Depuis quatre ans, les militaires américains connaissent d’importantes réductions budgétaires de l’ordre de 10 à 15%. L’armée de terre est la plus touchée, notamment au niveau des effectifs. Le budget de la défense est voté chaque année par le congrès. Il faut donc inlassablement trouver des arguments pour stopper la baisse des crédits, voire obtenir un redressement. Face à la Chine l’armée de terre a été la moins favorisée au profit de ses rivaux l’US Navy et l’Air Force qui ont fait valoir que la confrontation dans les mers de Chine exigeait avant tout des moyens aéronavaux. Fortement affectée par la réduction des forces basées en Europe, l’Army trouve avec le regain d’agressivité de la Russie en Europe et la guerre d’Ukraine une excellente occasion de se retrouver un rôle éminent. C’est aussi pourquoi les déclarations des officiers supérieurs de l’Army suggèrent avec quelque exagération qu’elle devra utiliser ses moyens afin de protéger la marine et les forces aériennes désormais devenues vulnérables aux nouvelles armes des ennemis potentiels. Si les tensions avec la Chine et la Russie se sont aggravées elles n’atteignent pas encore un degré d’agressivité pouvant faire redouter une guerre ouverte et directe dont personne ne veut. En revanche l’Army et ses confrères-concurrents Air, Mer et Cyber, sans oublier l’US Marines n’entendent pas perdre la bataille de la modernisation qui suppose une croissance des crédits militaires, très forte en Russie et en Chine.
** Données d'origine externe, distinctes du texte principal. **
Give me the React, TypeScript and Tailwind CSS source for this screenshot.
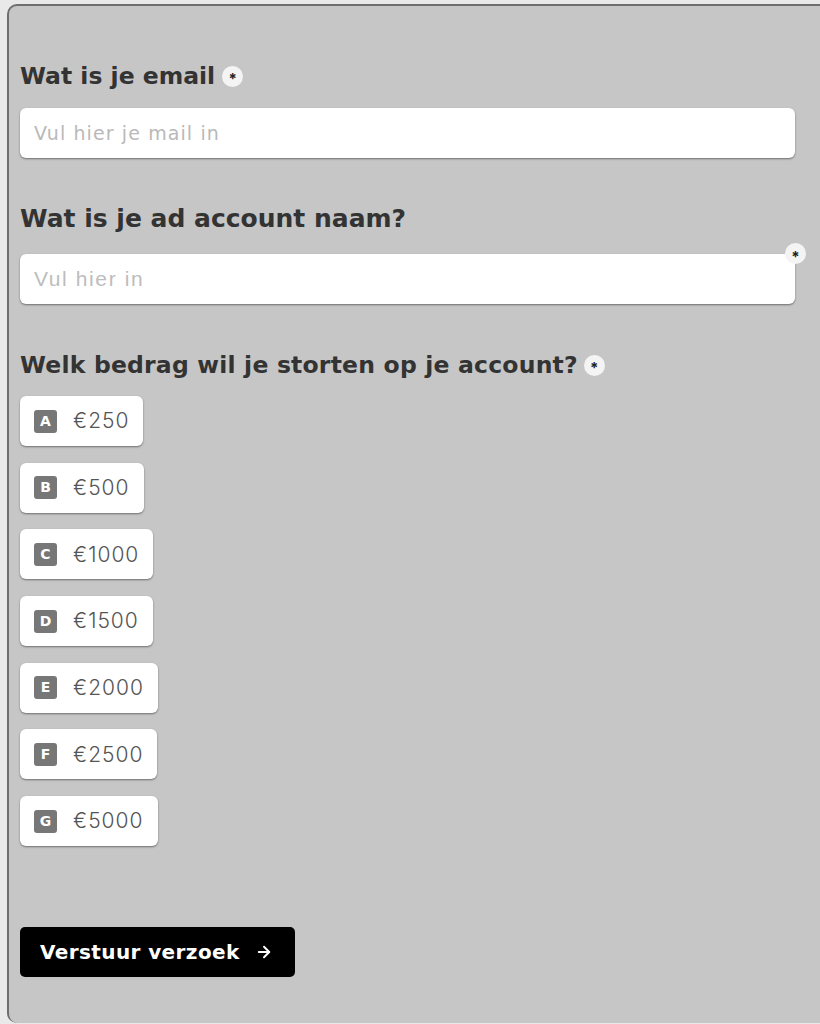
import { ArrowRight } from 'lucide-react'

const amounts = [
  { key: 'A', label: '€250' },
  { key: 'B', label: '€500' },
  { key: 'C', label: '€1000' },
  { key: 'D', label: '€1500' },
  { key: 'E', label: '€2000' },
  { key: 'F', label: '€2500' },
  { key: 'G', label: '€5000' },
]

function Required({ className = '' }: { className?: string }) {
  return (
    <span
      className={
        'inline-flex w-[21px] h-[21px] rounded-full bg-[#f4f4f4] items-center justify-center text-[#222] text-[15px] leading-none font-bold font-[Inter,sans-serif] ' +
        className
      }
    >
      <span className="mt-[5px]">*</span>
    </span>
  )
}

export default function App() {
  return (
    <div className="min-h-screen bg-[#e9e9e9] pl-[7px] pt-[4px] overflow-hidden font-['DejaVu_Sans',sans-serif]">
      <div className="bg-[#c6c6c6] border-l-2 border-t-2 border-[#6e6e6e] rounded-tl-[10px] rounded-bl-[10px] h-[1019px] pl-[11px] pr-[25px] pt-[55px]">
        {/* Email */}
        <label className="flex items-center gap-[7px] text-[23.5px] leading-[30px] font-bold text-[#333]">
          Wat is je email
          <Required />
        </label>
        <div className="mt-[17px] h-[50px] bg-white rounded-[6px] shadow-[0_1px_2px_rgba(0,0,0,0.45)] flex items-center px-[14px]">
          <span className="text-[19px] text-[#b9b9b9] tracking-[1.1px]">Vul hier je mail in</span>
        </div>

        {/* Ad account */}
        <h3 className="mt-[44px] text-[25px] leading-[34px] font-bold text-[#333]">
          Wat is je ad account naam?
        </h3>
        <div className="relative mt-[18px] h-[50px] bg-white rounded-[6px] shadow-[0_1px_2px_rgba(0,0,0,0.45)] flex items-center px-[14px]">
          <span className="text-[21px] text-[#bdbdbd] font-['Liberation_Sans',sans-serif] tracking-[1.6px]">
            Vul hier in
          </span>
          <Required className="absolute -top-[11px] -right-[11px]" />
        </div>

        {/* Amount */}
        <label className="mt-[46px] flex items-center gap-[6px] text-[23.5px] leading-[30px] font-bold text-[#333] tracking-[0.2px]">
          Welk bedrag wil je storten op je account?
          <Required />
        </label>
        <div className="mt-[16px] flex flex-col items-start gap-[16.7px]">
          {amounts.map((a) => (
            <div
              key={a.key}
              className="h-[50px] bg-white rounded-[6px] shadow-[0_1px_2px_rgba(0,0,0,0.45)] flex items-center pl-[14px] pr-[14px] gap-[16px]"
            >
              <span className="w-[23px] h-[23px] rounded-[3px] bg-[#777] text-white text-[14px] font-bold flex items-center justify-center">
                {a.key}
              </span>
              <span className="text-[21px] text-[#555] font-light font-[Inter,sans-serif] tracking-[1px]">{a.label}</span>
            </div>
          ))}
        </div>

        <button className="mt-[81px] h-[50px] w-[275px] bg-black rounded-[5px] flex items-center pl-[20px] gap-[15px] text-white text-[20px] font-bold tracking-[0.4px]">
          Verstuur verzoek
          <ArrowRight className="w-[18px] h-[18px]" strokeWidth={2.5} />
        </button>
      </div>
    </div>
  )
}
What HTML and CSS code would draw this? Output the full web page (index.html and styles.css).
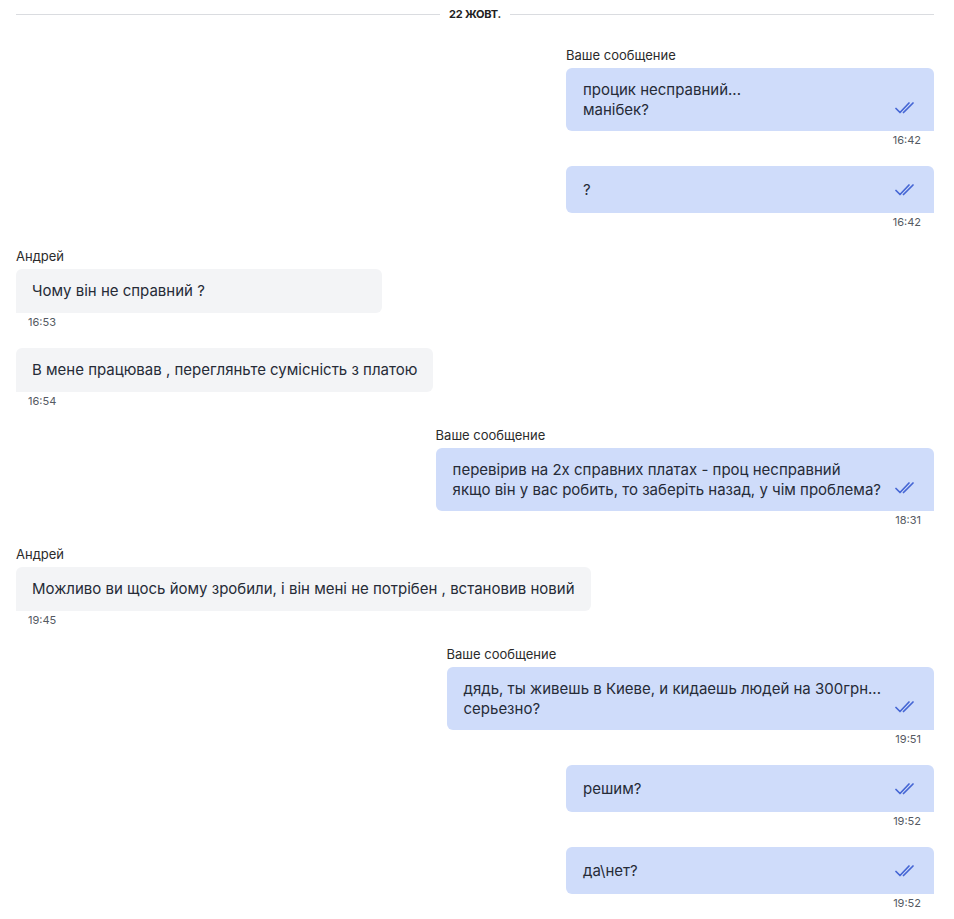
FILE: index.html
```html
<!DOCTYPE html>
<html lang="uk">
<head>
<meta charset="utf-8">
<link rel="stylesheet" href="styles.css">
</head>
<body>
<div class="chat">
  <div class="divider"><span class="divider-text">22 ЖОВТ.</span></div>

  <div class="msg out">
    <div class="author">Ваше сообщение</div>
    <div class="bubble"><div class="text">процик несправний...<br>манібек?</div><svg class="check" viewBox="0 0 22 12"><path d="M1 6.5 L5 10.5 L14 1 M8.5 10.5 L18 1"/></svg></div>
    <div class="time">16:42</div>
  </div>

  <div class="msg out">
    <div class="bubble"><div class="text">?</div><svg class="check" viewBox="0 0 22 12"><path d="M1 6.5 L5 10.5 L14 1 M8.5 10.5 L18 1"/></svg></div>
    <div class="time">16:42</div>
  </div>

  <div class="msg in">
    <div class="author">Андрей</div>
    <div class="bubble"><div class="text">Чому він не справний ?</div></div>
    <div class="time">16:53</div>
  </div>

  <div class="msg in">
    <div class="bubble"><div class="text">В мене працював , перегляньте сумісність з платою</div></div>
    <div class="time">16:54</div>
  </div>

  <div class="msg out">
    <div class="author">Ваше сообщение</div>
    <div class="bubble"><div class="text">перевірив на 2х справних платах - проц несправний<br>якщо він у вас робить, то заберіть назад, у чім проблема?</div><svg class="check" viewBox="0 0 22 12"><path d="M1 6.5 L5 10.5 L14 1 M8.5 10.5 L18 1"/></svg></div>
    <div class="time">18:31</div>
  </div>

  <div class="msg in">
    <div class="author">Андрей</div>
    <div class="bubble"><div class="text">Можливо ви щось йому зробили, і він мені не потрібен , встановив новий</div></div>
    <div class="time">19:45</div>
  </div>

  <div class="msg out">
    <div class="author">Ваше сообщение</div>
    <div class="bubble"><div class="text">дядь, ты живешь в Киеве, и кидаешь людей на 300грн...<br>серьезно?</div><svg class="check" viewBox="0 0 22 12"><path d="M1 6.5 L5 10.5 L14 1 M8.5 10.5 L18 1"/></svg></div>
    <div class="time">19:51</div>
  </div>

  <div class="msg out">
    <div class="bubble"><div class="text">решим?</div><svg class="check" viewBox="0 0 22 12"><path d="M1 6.5 L5 10.5 L14 1 M8.5 10.5 L18 1"/></svg></div>
    <div class="time">19:52</div>
  </div>

  <div class="msg out">
    <div class="bubble"><div class="text">да\нет?</div><svg class="check" viewBox="0 0 22 12"><path d="M1 6.5 L5 10.5 L14 1 M8.5 10.5 L18 1"/></svg></div>
    <div class="time">19:52</div>
  </div>
</div>
</body>
</html>
```

FILE: styles.css
```css
html, body {
  margin: 0;
  padding: 0;
  background: #ffffff;
}

body {
  font-family: Inter, "Noto Sans", sans-serif;
  color: #262b37;
}

.chat {
  padding: 0 20px 0 16px;
  display: flex;
  flex-direction: column;
}

.divider {
  height: 28px;
  display: flex;
  align-items: center;
  margin-bottom: 19px;
}

.divider::before,
.divider::after {
  content: "";
  flex: 1;
  height: 1px;
  background: #dadce0;
}

.divider-text {
  padding: 0 9px;
  font-size: 11px;
  font-weight: 700;
  color: #222;
  letter-spacing: -0.2px;
}

.msg {
  display: flex;
  flex-direction: column;
  margin-bottom: 19px;
}

.msg.out {
  align-self: flex-end;
  align-items: stretch;
}

.msg.in {
  align-self: flex-start;
  align-items: stretch;
}

.author {
  font-size: 13px;
  line-height: 16px;
  margin-bottom: 5px;
  color: #2b2b2b;
}

.bubble {
  display: flex;
  align-items: center;
  min-width: 368px;
  box-sizing: border-box;
  padding: 12px 16px 12px 17px;
  border-radius: 6px;
  font-size: 15px;
  line-height: 20px;
}

.msg.out .bubble {
  background: #cfdcfa;
  border-bottom-right-radius: 0;
  padding-bottom: 11px;
  min-height: 47px;
}

.msg.in .bubble {
  background: #f3f4f6;
  border-bottom-left-radius: 0;
  padding-left: 16px;
  min-width: 366px;
}

.text {
  flex: 1;
  white-space: nowrap;
}

.check {
  align-self: flex-end;
  flex: none;
  width: 22px;
  height: 12px;
  margin: 0 1px 6px 14px;
  fill: none;
  stroke: #4566d4;
  stroke-width: 1.7;
  stroke-linecap: round;
  stroke-linejoin: round;
}

.time {
  font-size: 11px;
  line-height: 14px;
  margin-top: 2px;
  color: #555a62;
}

.msg.out .time {
  text-align: right;
  padding-right: 13px;
}

.msg.in .time {
  padding-left: 12px;
}
```
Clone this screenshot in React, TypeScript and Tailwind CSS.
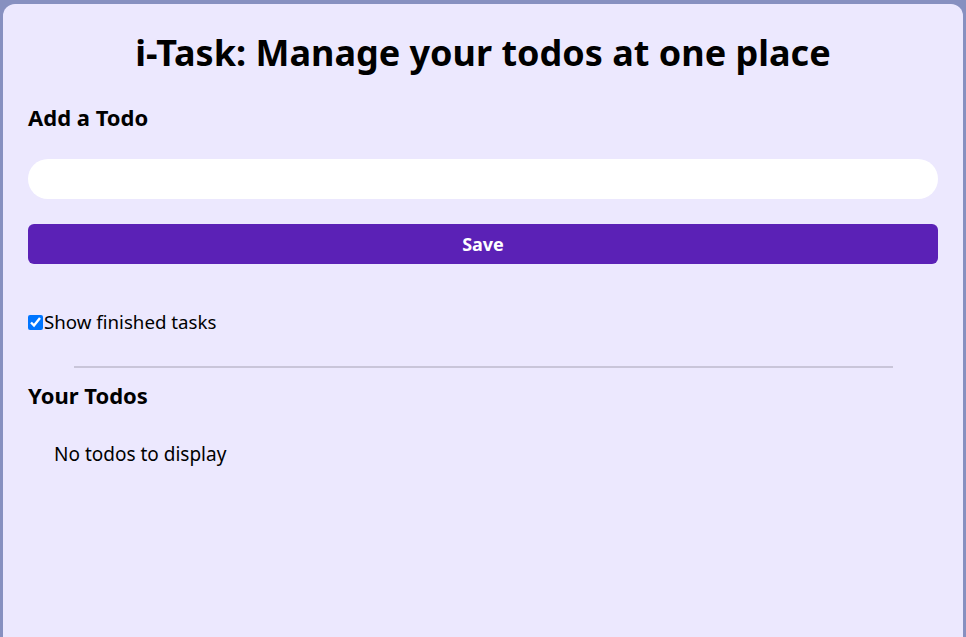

Depuis la fin de la guerre froide, l’objectif américain demeure de conserver une supériorité sinon absolue du moins très importante sur les capacités de toutes les armées du monde en tirant parti d’une avance technologique décisive. 

Ajoutons enfin que les Etats-Unis sont en phase de transition présidentielle et qu’il est opportun de faire valoir au prochain chef des armées l’urgence des besoins.